The chair is a natural marriage of founder beliefs and university action. Farley Mowat and his wife Claire are prolific writers, whose combined 40-plus books have sold over 17 million copies. The Mowats have also been staunch defenders of nature, and following Mr. Mowat’s death in 2014, his widow bequeathed their summer home at River Bourgeois to the Nova Scotia Nature Trust. Funds for the Mowat chair come from his estate.

Farley Mowat at a book signing in 1985. Photo courtesy of Community Archives of Belleville and Hastings County.

Richard MacKinnon, CBU’s vice-president, academic, says the Mowat chair fits the university’s vision to be an institution that thinks and lives green. For example, all of CBU’s energy needs are provided by three industrial-scale windmills. On the academic side, Dr. MacKinnon points to CBU’s bachelor of arts and science in the environment. “You get two [degree concentrations], but you address environmental issues from a number of perspectives. As well we have the Verschuren Centre which does research on sustainability, energy and the environment.”

He also notes that Dr. Cameron recently taught a course at the university as part of his Green Rights project. “That class had everyone from business students to arts and science students. The research chair will allow him to continue his own work on his Green Rights initiative, video collection and archival online resources, but also will allow him to teach.” Or not. “We don’t want him to teach if he’s not doing his research,” Dr. MacKinnon adds. “If he teaches a course, that’s fine, but if he doesn’t want to teach a course that’s fine too. He can still communicate, give presentations, and be part of our academic community.”
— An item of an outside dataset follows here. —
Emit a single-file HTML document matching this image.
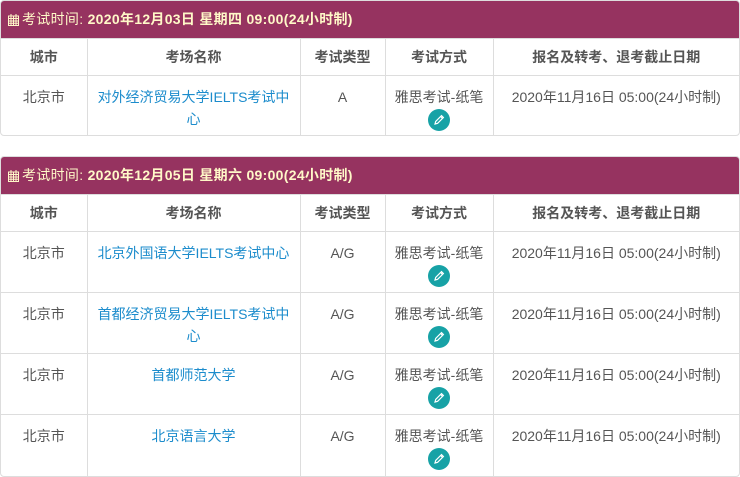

Dr. MacKinnon sees the Mowat chair as part of CBU’s innovative, nimble academic environment. “Where other universities will focus more on the sciences, we have research chairs in things like musical traditions, for example. So we have gone a different path. I think we are a pretty innovative, resilient university. I think this chair is one more example of going down a different path that other universities haven’t taken.”